I’m going to begin with a bit of name-dropping here; it’s unintentional but inevitable if I want to explain to you how I came to hear about this book. I was chatting with Michael Swanwick (there it is) at a Clarion West gathering a few years ago, and he mentioned that a best-of collection of his short stories had come out years before. Maybe one reason I hadn’t heard of it was that it appeared in a high-priced limited edition hardcover and never made the transition to paperback. Shortly after that meeting, I managed to find a fairly inexpensive copy of the book online and bought it. I just checked now, and on Amazon, at least, used copies are selling for fifty to one hundred fifty dollars.

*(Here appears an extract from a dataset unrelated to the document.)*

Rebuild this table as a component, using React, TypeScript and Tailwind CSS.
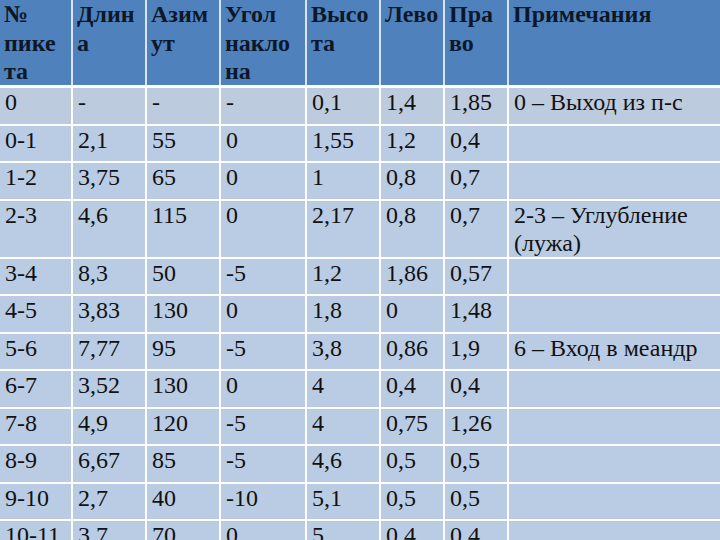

However, you can get a low-priced Kindle edition.

It may not be name-dropping to all of you, though; Swanwick is mostly known in the science fiction and fantasy field, where he has won numerous awards, including for several of the stories in this book. I started reading his stories when I was still living in Greece in the mid-nineties, when he was winning one award after another. In one year he dominated the short story category for the Hugo Award with three of his stories out of the five nominees. (All of those are in this book.)

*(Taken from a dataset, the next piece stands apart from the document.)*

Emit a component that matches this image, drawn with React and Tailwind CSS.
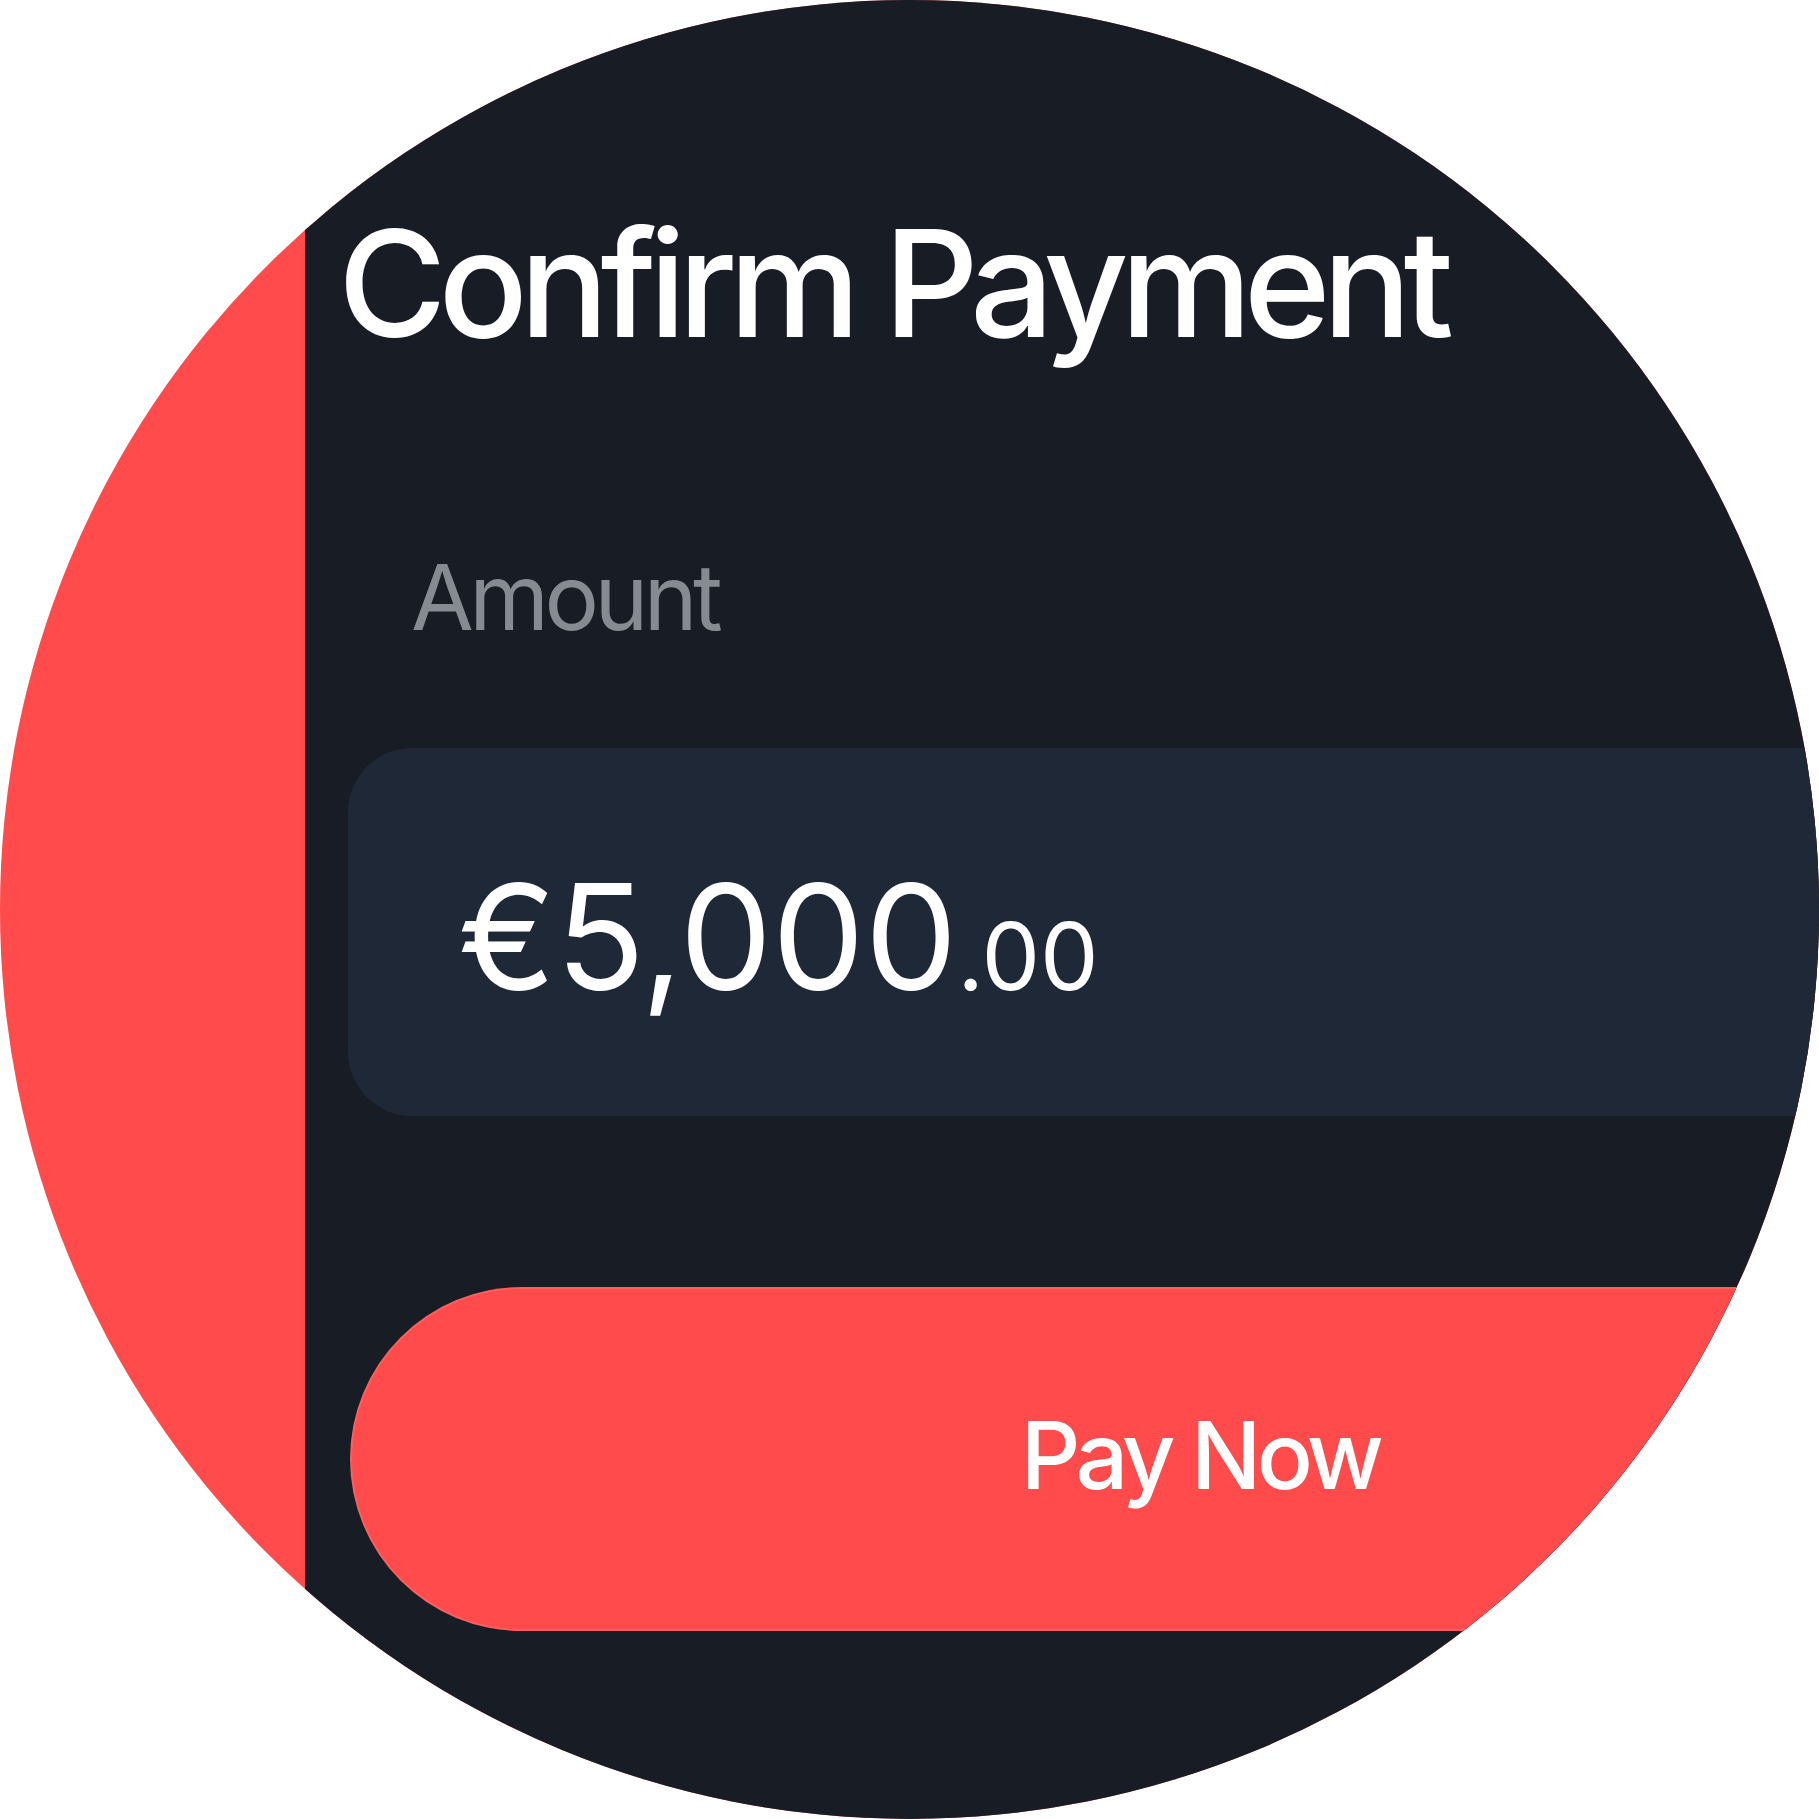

It’s an impressive book, strong and heavy, printed on thick paper. But the most important part, of course, is what’s inside. The stories are presented in chronological order with publication dates from 1980 to 2007. This allowed me, as I read, to notice a steady progression in Swanwick’s short story writing expertise.

The early stories are full of interesting ideas, but they are long, and their plots veer all over the place. However, there is a dramatic and noticeable change about halfway through the book, starting with the stories published in 1995. They get shorter, more succinct, and very much more focused. This begins with “North of Diddy-Wah-Diddy,” an amusing tale about a hell-bound train, “Radio Waves,” a frightening story about life after death, and “The Dead,” a chilling tale about commercialized zombies.

In these stories, though, Swanwick is just warming up. He goes on to near-perfect stories such as “Radiant Doors,” “The Very Pulse of the Machine,” “Wild Minds,” and “Scherzo with Tyrannosaur.” These stories are lean, incisive, fascinating, and for the most part dark; they are among the finest science fiction stories ever written.

My favorite story in the book, “Wild Minds,” is also the shortest. It’s a prime example of the principle that verbosity often does not equate with excellence. The plot is simple. A man meets a woman at a businessperson’s orgy. He is a “wild mind,” meaning someone who has chosen not to modify their brain for super intelligence while discarding their emotions in the process. The woman is modified, but she has to go in for some sort of servicing, and in the meantime her emotions are poking through. She is also a salesperson, and she allows the protagonist a brief glimpse of what it means to be enhanced. It is a wonderful sensation, but it makes him more determined than ever not to do it when he realizes how much of his humanity will be compromised. This story perfectly captures one of science fiction’s most important themes: how technology impacts the lives of humans, although it inevitably offers no easy answers.

So this collection has some of the best science fiction stories ever written, but they are all in the second half of the book. I think if I had been the editor, I might have shuffled the contents around a bit differently. Be that as it may, it is what it is, and it is definitely worth persevering to come to the prime works of a master short story writer.